Le 25 juin, l'Assemblée parlementaire du Conseil de l'Europe (APCE) élira son nouveau secrétaire général qui succèdera au Norvégien Thorbjorn Jagland. Deux candidats plutôt consensuels sont en lice: le vice-Premier ministre belge Didier Reynders et la ministre croate des Affaires étrangères et européennes Marija Pejcinovic Buric.

Mais cette élection pourrait marquer un point de non-retour dans la crise entre l'organisation et la Russie.

Pour sanctionner l'annexion de la Crimée par Moscou, l'APCE avait privé de leurs droits de vote en 2014 les parlementaires russes siégeant en son sein. Moscou a répliqué par la politique de la chaise vide.

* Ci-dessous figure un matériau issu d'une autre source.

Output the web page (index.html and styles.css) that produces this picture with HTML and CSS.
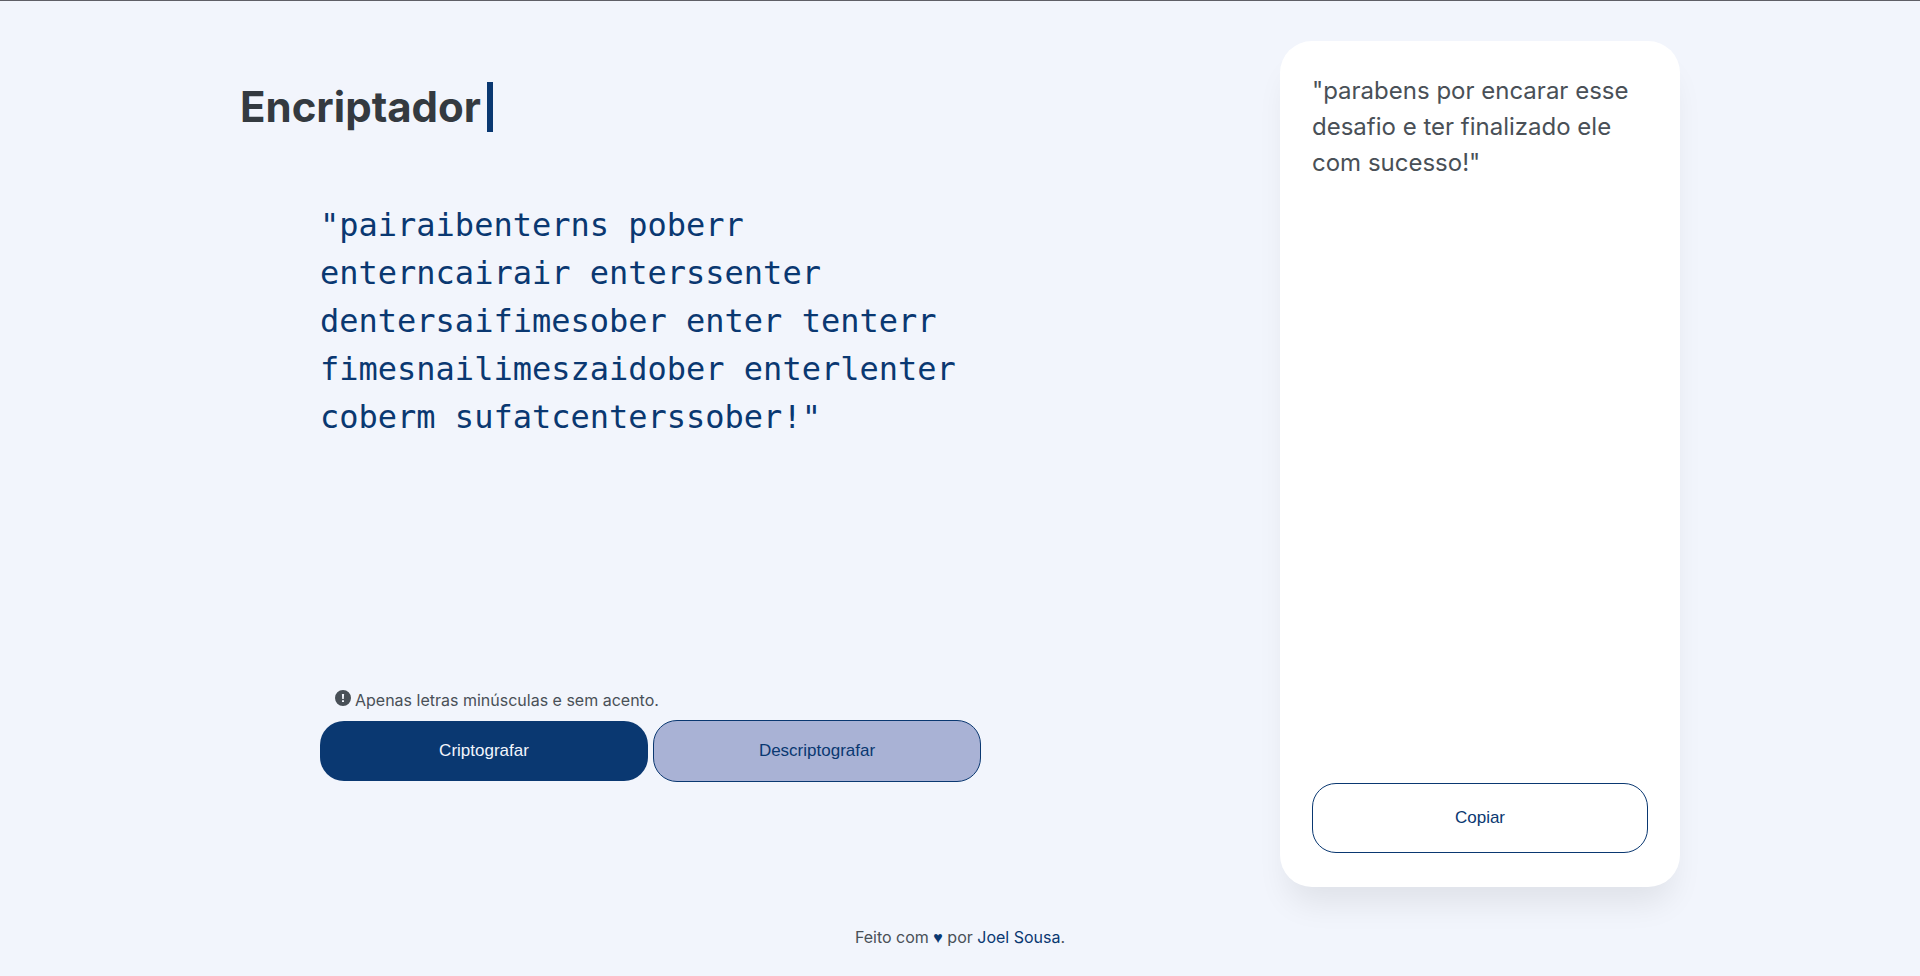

Et depuis 2017, la Russie ne verse plus sa contribution de 33 millions d'euros au budget annuel du Conseil de l'Europe, faisant planer une menace de réduction d'effectifs et d'activités sur l'institution.

Les parlementaires russes étant absents des bancs de l'APCE, ils ne votent plus depuis cinq ans pour élire les juges de la CEDH, ni le commissaire aux droits de l'homme. L'élection du prochain secrétaire général du Conseil pourrait être la goutte d'eau qui fait déborder le vase. Si les Russes ne peuvent toujours pas voter, Moscou menace de quitter purement et simplement le Conseil de l'Europe.

- "Changement dramatique" -

Dans cette hypothèse, les quelque 144 millions de citoyens russes seraient privés de tout recours devant la CEDH. "Cela serait un changement dramatique pour eux s'ils n'étaient plus en aucune façon reliés à l'ordre juridique européen", a considéré Thorbjorn Jagland, dans un entretien à l'AFP.

"Le Conseil de l'Europe a besoin de la Russie comme la Russie et les Russes ont besoin du Conseil de l'Europe, ce qui suppose que ses droits d'Etat membre soient respectés mais aussi que la Russie remplisse ses obligations à l'égard de l'institution", a prévenu lundi le président français Emmanuel Macron.

Le temps presse pour trouver une solution qui satisfasse Moscou sans heurter des pays comme l'Ukraine ou les Etats baltes, qui parlent d'un "chantage" russe, et sans donner l'impression de valider l'annexion de la Crimée, jugée "illégale" par le Conseil de l'Europe.

La Finlande espère passer le flambeau de la présidence à la France en mettant d'accord tout le monde sur une nouvelle procédure interne le 17 mai lors d'une réunion du comité des ministres du Conseil de l'Europe à Helsinki.

"Cela va dans la bonne direction, mais nous ne pouvons pas garantir que cela aboutisse à une solution d'ici juin", a prévenu Jean-Baptiste Mattéi.

En dehors de la question russe, la France a fixé trois "priorités"à sa présidence. La première se rapporte au "coeur du métier" du Conseil de l'Europe, le renforcement du système européen de protection des droits de l'homme.

Paris mettra aussi l'accent sur la lutte contre les violences faites aux femmes et contre le racisme et l'intolérance.

Et la France veut amener le Conseil de l'Europe "à s'adapter à son époque" en relevant les défis posés aux droits de l'homme et à l'Etat de droit par l'essor du numérique et de l'intelligence artificielle.